While the command was still off, Gibson did look a little stronger post-surgery. His fastball was touching 95 and slider had good break when he controlled it.
He is still missing a bit in the zone this season, giving up 32 hits in 31.2 innings, but he has an excellent 27-9 strikeout-to-walk ratio and only allowed two home runs.
You can understand why the Twins are playing things slowly with Gibson, but given where he is and where they are, it is not a stretch to say that he should see the big leagues before June 1.
Trevor Bauer, RHP, Cleveland Indians
Another player I am taking some liberties with, since Cleveland has already used Trevor Bauer in spot starts twice this season. But there is going to come a point where the 22-year-old makes consecutive starts in the big leagues.
Anyone who has seen Bauer's two starts with the Indians this season knows what his biggest problem is right now: fastball command and control. He has walked 13 in 10 innings, but has only given up three hits and three runs.
Bauer had his curveball and changeup working well against Philadelphia on May 1. He just has to be able to pitch off his fastball, which he can't because he tries to overthrow it and it sails high on him. You can get away with elevating the heater in Triple-A, but big leaguers are going to lay off the pitch.

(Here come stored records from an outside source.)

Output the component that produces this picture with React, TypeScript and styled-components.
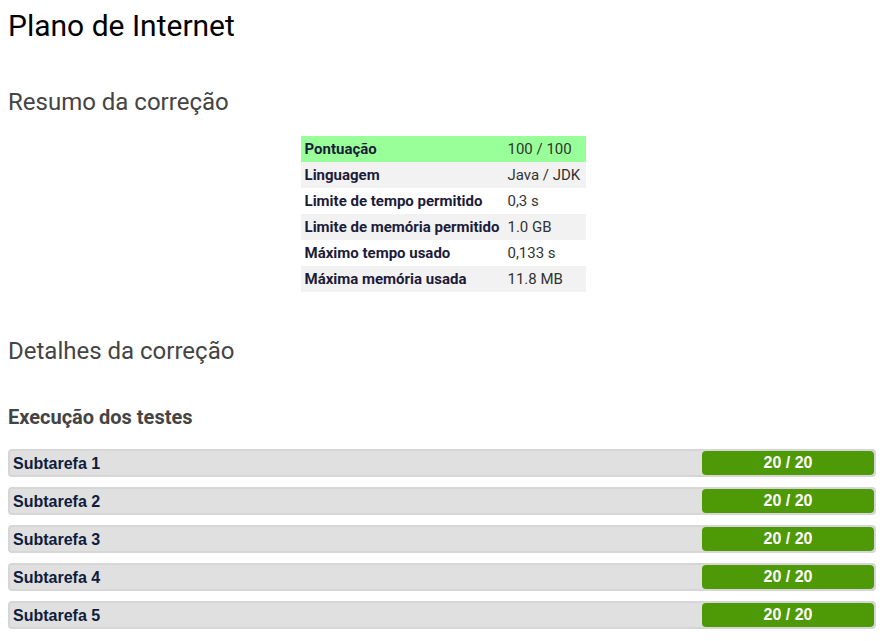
import React from "react";
import styled, { createGlobalStyle } from "styled-components";

const Global = createGlobalStyle`
  html, body { margin: 0; padding: 0; background: #fff; }
  body { padding: 8px; font-family: Roboto, "Liberation Sans", Arial, sans-serif; }
`;

const Title = styled.h1`
  margin: 0;
  font-size: 30px;
  line-height: 36px;
  font-weight: 400;
  color: #000;
`;

const SectionTitle = styled.h2<{ $top: number }>`
  margin: ${(p) => p.$top}px 0 0 0;
  font-size: 24px;
  line-height: 28px;
  font-weight: 400;
  color: #444;
`;

const SubTitle = styled.h3`
  margin: 40px 0 0 0;
  font-size: 20px;
  line-height: 24px;
  font-weight: 700;
  color: #444;
`;

const Table = styled.table`
  margin: 20px auto 0;
  border-collapse: collapse;
  font-size: 15px;
  line-height: 18px;
`;

const Row = styled.tr<{ $bg: string }>`
  background: ${(p) => p.$bg};
`;

const Label = styled.td`
  padding: 4px 4px;
  font-weight: 700;
  color: #1c1c3a;
  white-space: nowrap;
`;

const Value = styled.td`
  padding: 4px 4px;
  color: #333;
  white-space: nowrap;
  width: 75px;
`;

const Bars = styled.div`
  margin: 20px 3px 0 0;
  display: flex;
  flex-direction: column;
  gap: 10px;
`;

const Bar = styled.div`
  display: flex;
  align-items: center;
  justify-content: space-between;
  height: 24px;
  background: #e0e0e0;
  border: 2px solid #d6d6d6;
  border-radius: 4px;
  font-family: "Liberation Sans", Arial, sans-serif;
`;

const BarLabel = styled.span`
  padding-left: 3px;
  padding-top: 1px;
  font-size: 16px;
  font-weight: 700;
  color: #0e1c3e;
`;

const Score = styled.span`
  width: 172px;
  height: 24px;
  background: #4e9a06;
  border-radius: 4px;
  color: #fff;
  font-size: 16px;
  font-weight: 700;
  display: flex;
  align-items: center;
  justify-content: center;
  padding-bottom: 1px;
  box-sizing: border-box;
`;

const rows: [string, string][] = [
  ["Pontuação", "100 / 100"],
  ["Linguagem", "Java / JDK"],
  ["Limite de tempo permitido", "0,3 s"],
  ["Limite de memória permitido", "1.0 GB"],
  ["Máximo tempo usado", "0,133 s"],
  ["Máxima memória usada", "11.8 MB"],
];

export default function App() {
  return (
    <>
      <Global />
      <Title>Plano de Internet</Title>
      <SectionTitle $top={44}>Resumo da correção</SectionTitle>
      <Table>
        <tbody>
          {rows.map(([l, v], i) => (
            <Row key={l} $bg={i === 0 ? "#99ff99" : i % 2 === 1 ? "#f2f2f2" : "#ffffff"}>
              <Label>{l}</Label>
              <Value>{v}</Value>
            </Row>
          ))}
        </tbody>
      </Table>
      <SectionTitle $top={45}>Detalhes da correção</SectionTitle>
      <SubTitle>Execução dos testes</SubTitle>
      <Bars>
        {[1, 2, 3, 4, 5].map((n) => (
          <Bar key={n}>
            <BarLabel>Subtarefa {n}</BarLabel>
            <Score>20 / 20</Score>
          </Bar>
        ))}
      </Bars>
    </>
  );
}
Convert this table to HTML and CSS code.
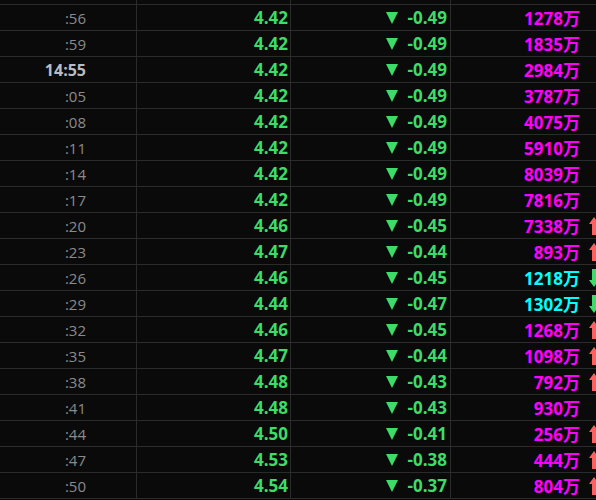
FILE: index.html
```html
<!DOCTYPE html>
<html>
<head>
<meta charset="utf-8">
<link rel="stylesheet" href="styles.css">
</head>
<body>
<div class="tbl">
  <div class="row ghost"><div class="c t"></div><div class="c p"></div><div class="c d"></div><div class="c v"></div><div class="c a"></div></div>
  <div class="row"><div class="c t">:56</div><div class="c p">4.42</div><div class="c d"><svg class="tri" width="12" height="12" viewBox="0 0 12 12"><polygon points="0,0 12,0 6,12"/></svg><span>-0.49</span></div><div class="c v m">1278万</div><div class="c a"></div></div>
  <div class="row"><div class="c t">:59</div><div class="c p">4.42</div><div class="c d"><svg class="tri" width="12" height="12" viewBox="0 0 12 12"><polygon points="0,0 12,0 6,12"/></svg><span>-0.49</span></div><div class="c v m">1835万</div><div class="c a"></div></div>
  <div class="row"><div class="c t hb">14:55</div><div class="c p">4.42</div><div class="c d"><svg class="tri" width="12" height="12" viewBox="0 0 12 12"><polygon points="0,0 12,0 6,12"/></svg><span>-0.49</span></div><div class="c v m">2984万</div><div class="c a"></div></div>
  <div class="row"><div class="c t">:05</div><div class="c p">4.42</div><div class="c d"><svg class="tri" width="12" height="12" viewBox="0 0 12 12"><polygon points="0,0 12,0 6,12"/></svg><span>-0.49</span></div><div class="c v m">3787万</div><div class="c a"></div></div>
  <div class="row"><div class="c t">:08</div><div class="c p">4.42</div><div class="c d"><svg class="tri" width="12" height="12" viewBox="0 0 12 12"><polygon points="0,0 12,0 6,12"/></svg><span>-0.49</span></div><div class="c v m">4075万</div><div class="c a"></div></div>
  <div class="row"><div class="c t">:11</div><div class="c p">4.42</div><div class="c d"><svg class="tri" width="12" height="12" viewBox="0 0 12 12"><polygon points="0,0 12,0 6,12"/></svg><span>-0.49</span></div><div class="c v m">5910万</div><div class="c a"></div></div>
  <div class="row"><div class="c t">:14</div><div class="c p">4.42</div><div class="c d"><svg class="tri" width="12" height="12" viewBox="0 0 12 12"><polygon points="0,0 12,0 6,12"/></svg><span>-0.49</span></div><div class="c v m">8039万</div><div class="c a"></div></div>
  <div class="row"><div class="c t">:17</div><div class="c p">4.42</div><div class="c d"><svg class="tri" width="12" height="12" viewBox="0 0 12 12"><polygon points="0,0 12,0 6,12"/></svg><span>-0.49</span></div><div class="c v m">7816万</div><div class="c a"></div></div>
  <div class="row"><div class="c t">:20</div><div class="c p">4.46</div><div class="c d"><svg class="tri" width="12" height="12" viewBox="0 0 12 12"><polygon points="0,0 12,0 6,12"/></svg><span>-0.45</span></div><div class="c v m">7338万</div><div class="c a"><svg class="arr up" width="10" height="18" viewBox="0 0 10 18"><polygon points="5,0 10,7 7,7 7,18 3,18 3,7 0,7"/></svg></div></div>
  <div class="row"><div class="c t">:23</div><div class="c p">4.47</div><div class="c d"><svg class="tri" width="12" height="12" viewBox="0 0 12 12"><polygon points="0,0 12,0 6,12"/></svg><span>-0.44</span></div><div class="c v m">893万</div><div class="c a"><svg class="arr up" width="10" height="18" viewBox="0 0 10 18"><polygon points="5,0 10,7 7,7 7,18 3,18 3,7 0,7"/></svg></div></div>
  <div class="row"><div class="c t">:26</div><div class="c p">4.46</div><div class="c d"><svg class="tri" width="12" height="12" viewBox="0 0 12 12"><polygon points="0,0 12,0 6,12"/></svg><span>-0.45</span></div><div class="c v cy">1218万</div><div class="c a"><svg class="arr dn" width="10" height="18" viewBox="0 0 10 18"><polygon points="3,0 7,0 7,11 10,11 5,18 0,11 3,11"/></svg></div></div>
  <div class="row"><div class="c t">:29</div><div class="c p">4.44</div><div class="c d"><svg class="tri" width="12" height="12" viewBox="0 0 12 12"><polygon points="0,0 12,0 6,12"/></svg><span>-0.47</span></div><div class="c v cy">1302万</div><div class="c a"><svg class="arr dn" width="10" height="18" viewBox="0 0 10 18"><polygon points="3,0 7,0 7,11 10,11 5,18 0,11 3,11"/></svg></div></div>
  <div class="row"><div class="c t">:32</div><div class="c p">4.46</div><div class="c d"><svg class="tri" width="12" height="12" viewBox="0 0 12 12"><polygon points="0,0 12,0 6,12"/></svg><span>-0.45</span></div><div class="c v m">1268万</div><div class="c a"><svg class="arr up" width="10" height="18" viewBox="0 0 10 18"><polygon points="5,0 10,7 7,7 7,18 3,18 3,7 0,7"/></svg></div></div>
  <div class="row"><div class="c t">:35</div><div class="c p">4.47</div><div class="c d"><svg class="tri" width="12" height="12" viewBox="0 0 12 12"><polygon points="0,0 12,0 6,12"/></svg><span>-0.44</span></div><div class="c v m">1098万</div><div class="c a"><svg class="arr up" width="10" height="18" viewBox="0 0 10 18"><polygon points="5,0 10,7 7,7 7,18 3,18 3,7 0,7"/></svg></div></div>
  <div class="row"><div class="c t">:38</div><div class="c p">4.48</div><div class="c d"><svg class="tri" width="12" height="12" viewBox="0 0 12 12"><polygon points="0,0 12,0 6,12"/></svg><span>-0.43</span></div><div class="c v m">792万</div><div class="c a"><svg class="arr up" width="10" height="18" viewBox="0 0 10 18"><polygon points="5,0 10,7 7,7 7,18 3,18 3,7 0,7"/></svg></div></div>
  <div class="row"><div class="c t">:41</div><div class="c p">4.48</div><div class="c d"><svg class="tri" width="12" height="12" viewBox="0 0 12 12"><polygon points="0,0 12,0 6,12"/></svg><span>-0.43</span></div><div class="c v m">930万</div><div class="c a"></div></div>
  <div class="row"><div class="c t">:44</div><div class="c p">4.50</div><div class="c d"><svg class="tri" width="12" height="12" viewBox="0 0 12 12"><polygon points="0,0 12,0 6,12"/></svg><span>-0.41</span></div><div class="c v m">256万</div><div class="c a"><svg class="arr up" width="10" height="18" viewBox="0 0 10 18"><polygon points="5,0 10,7 7,7 7,18 3,18 3,7 0,7"/></svg></div></div>
  <div class="row"><div class="c t">:47</div><div class="c p">4.53</div><div class="c d"><svg class="tri" width="12" height="12" viewBox="0 0 12 12"><polygon points="0,0 12,0 6,12"/></svg><span>-0.38</span></div><div class="c v m">444万</div><div class="c a"><svg class="arr up" width="10" height="18" viewBox="0 0 10 18"><polygon points="5,0 10,7 7,7 7,18 3,18 3,7 0,7"/></svg></div></div>
  <div class="row"><div class="c t">:50</div><div class="c p">4.54</div><div class="c d"><svg class="tri" width="12" height="12" viewBox="0 0 12 12"><polygon points="0,0 12,0 6,12"/></svg><span>-0.37</span></div><div class="c v m">804万</div><div class="c a"><svg class="arr up" width="10" height="18" viewBox="0 0 10 18"><polygon points="5,0 10,7 7,7 7,18 3,18 3,7 0,7"/></svg></div></div>
</div>
</body>
</html>
```
FILE: styles.css
```css
html, body {
  margin: 0;
  padding: 0;
  background: #0a0a0a;
  overflow: hidden;
  width: 596px;
  height: 500px;
}
.tbl {
  font-family: "Open Sans", "Noto Sans CJK SC", sans-serif;
  font-size: 17px;
  font-weight: bold;
}
.row {
  display: grid;
  grid-template-columns: 137px 154px 160px 137px 20px;
  height: 25px;
  border-bottom: 1px solid #2b2b2b;
}
.row.ghost {
  height: 4px;
}
.c {
  display: flex;
  align-items: center;
  white-space: nowrap;
  overflow: hidden;
}
.t {
  justify-content: flex-end;
  padding-right: 50px;
  border-right: 1px solid #2b2b2b;
  color: #8a8a8a;
  font-weight: normal;
  font-size: 15px;
}
.t.hb {
  color: #b9bcc2;
  font-weight: bold;
  font-size: 16px;
}
.p {
  justify-content: flex-end;
  padding-right: 2px;
  border-right: 1px solid #2b2b2b;
  color: #3ddc68;
}
.d {
  justify-content: flex-end;
  padding-right: 3px;
  border-right: 1px solid #2b2b2b;
  color: #3ddc68;
}
.d .tri {
  fill: #3ddc68;
  margin-right: 10px;
  margin-top: 1px;
}
.v {
  justify-content: flex-end;
  padding-right: 8px;
}
.v.m { color: #ff00ff; }
.v.cy { color: #00ffff; }
.a {
  align-items: center;
  padding-left: 1px;
}
.arr.up { fill: #ff5f5f; }
.arr.dn { fill: #3ddc68; }
```
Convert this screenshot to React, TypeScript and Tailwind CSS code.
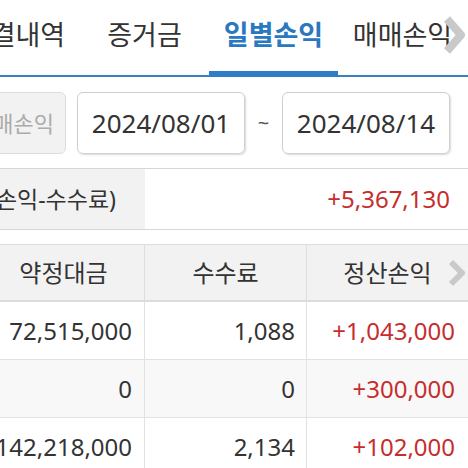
import React from 'react'

const tabs = ['체결내역', '증거금', '일별손익', '매매손익']

const rows = [
  { amount: '72,515,000', fee: '1,088', pnl: '+1,043,000' },
  { amount: '0', fee: '0', pnl: '+300,000' },
  { amount: '142,218,000', fee: '2,134', pnl: '+102,000' },
]

function Chevron({ className, w, h, sw }: { className?: string; w: number; h: number; sw: number }) {
  return (
    <svg className={className} width={w} height={h} viewBox={`0 0 ${w} ${h}`} fill="none">
      <polyline
        points={`${sw / 2},${sw / 2} ${w - sw / 2},${h / 2} ${sw / 2},${h - sw / 2}`}
        stroke="#c9c9c9"
        strokeWidth={sw}
        strokeLinejoin="round"
      />
    </svg>
  )
}

export default function App() {
  return (
    <div className="w-[468px] h-[468px] overflow-hidden bg-white relative font-['Noto_Sans','Noto_Sans_CJK_KR',sans-serif] text-[#333]">
      {/* Tabs */}
      <div className="relative h-[77px] border-b-2 border-[#3b81c0]">
        <div className="flex ml-[-49px] h-[75px]">
          {tabs.map((t) => {
            const active = t === '일별손익'
            return (
              <div
                key={t}
                className={`relative w-[129px] shrink-0 flex items-center justify-center pb-[5px] text-[27px] whitespace-nowrap ${
                  active ? 'text-[#2a78bf] font-bold' : 'text-[#333]'
                }`}
              >
                {t}
                {active && <div className="absolute left-0 right-0 bottom-[-2px] h-[6px] bg-[#2e7dc6]" />}
              </div>
            )
          })}
        </div>
        <Chevron className="absolute left-[443px] top-[15px]" w={22} h={40} sw={8} />
      </div>

      {/* Date range */}
      <div className="flex h-[62px] mt-[15px]">
        <div className="ml-[-58px] w-[124px] shrink-0 rounded-[6px] border border-[#dcdcdc] bg-[#f2f2f2] text-[#ababab] text-[22px] flex items-center justify-end pr-[11px] whitespace-nowrap">
          매매손익
        </div>
        <div className="ml-[11px] w-[168px] shrink-0 rounded-[6px] border border-[#cfcfcf] shadow-[1px_1px_2px_rgba(0,0,0,0.15)] flex items-center justify-center text-[26px] text-[#333]">
          2024/08/01
        </div>
        <div className="w-[37px] shrink-0 flex items-center justify-center text-[20px] text-[#555]">~</div>
        <div className="w-[168px] shrink-0 rounded-[6px] border border-[#cfcfcf] shadow-[1px_1px_2px_rgba(0,0,0,0.15)] flex items-center justify-center text-[26px] text-[#333]">
          2024/08/14
        </div>
      </div>

      {/* Summary */}
      <div className="flex h-[62px] mt-[14px] border-y border-[#d6d6d6]">
        <div className="w-[145px] shrink-0 bg-[#f2f2f2] overflow-hidden flex justify-end items-center pr-[29px] whitespace-nowrap text-[23px]">
          총손익(매매손익-수수료)
        </div>
        <div className="flex-1 flex justify-end items-center pr-[18px] text-[24px] text-[#c62d2d]">+5,367,130</div>
      </div>

      {/* Table */}
      <div className="relative mt-[14px] ml-[-17px] w-[485px]">
        <div className="flex h-[58px] bg-[#f2f2f2] border-t border-b-2 border-[#dcdcdc] text-[24px]">
          <div className="w-[162px] border-r border-[#dedede] flex items-center justify-center">약정대금</div>
          <div className="w-[162px] border-r border-[#dedede] flex items-center justify-center">수수료</div>
          <div className="w-[161px] flex items-center justify-center">정산손익</div>
        </div>
        <Chevron className="absolute left-[465px] top-[15px]" w={17} h={28} sw={6} />
        {rows.map((r, i) => (
          <div
            key={i}
            className={`flex h-[58px] border-b border-[#e2e2e2] text-[24px] ${i === 1 ? 'bg-[#f8f8f8]' : 'bg-white'}`}
          >
            <div className="w-[162px] border-r border-[#e2e2e2] flex items-center justify-end pr-[12px] whitespace-nowrap">
              {r.amount}
            </div>
            <div className="w-[162px] border-r border-[#e2e2e2] flex items-center justify-end pr-[11px]">{r.fee}</div>
            <div className="w-[161px] flex items-center justify-end pr-[13px] text-[#c62d2d]">{r.pnl}</div>
          </div>
        ))}
      </div>
    </div>
  )
}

It is not time to panic with Bauer, because the stuff is still very good and he has a 24-6 strikeout-to-walk ratio at Triple-A. The Indians are going to need starting pitching as the season moves along, but they see the few things he has to work on to be his most-dominant self.
Perhaps letting Bauer work them out in Triple-A is bad for him, since he knows he can succeed there. He did it last year when he was in Arizona's system and has done it early in 2013. The only way to get better at throwing strikes against big league hitters is to face them.
Bauer won't have to wait too long before he gets to do that on a consistent basis.
Jarred Cosart, RHP, Houston Astros
There is going to come a moment this year where the Houston Astros start bringing up some of the players who figure prominently in their future plans. Jonathan Singleton could have been the first of the bunch had he not been suspended for the first 50 games of the season.
Instead, look for outfielder George Springer and right-handed pitcher Jarred Cosart to be at the top of the list. Springer is off to a fantastic start this year, hitting .288/.378/.644 with 11 home runs in the Texas League. He is still striking out too much with 40 in 118 at-bats.
Cosart has carried over his strong, albeit brief, run in Triple-A at the end of last year into 2013. He has allowed just 19 hits with 29 strikeouts, 11 walks and a 2.63 ERA in 27.1 innings.
Throwing strikes has always been a big knock against Cosart. He generates velocity and movement on his fastball thanks to an incredibly quick arm, but he doesn't finish the delivery after the ball leaves his hand. That is what leads to his wildness and could end up pushing him to the bullpen.
Cosart also throws a curveball that will flash plus with great shape and sits in the low- to mid-80s. His changeup is still a work-in progress, though it can be an effective weapon if he gets a feel for it.
The Astros are in a spot where they can put Cosart in the rotation and see how he handles himself before making a long-term decision.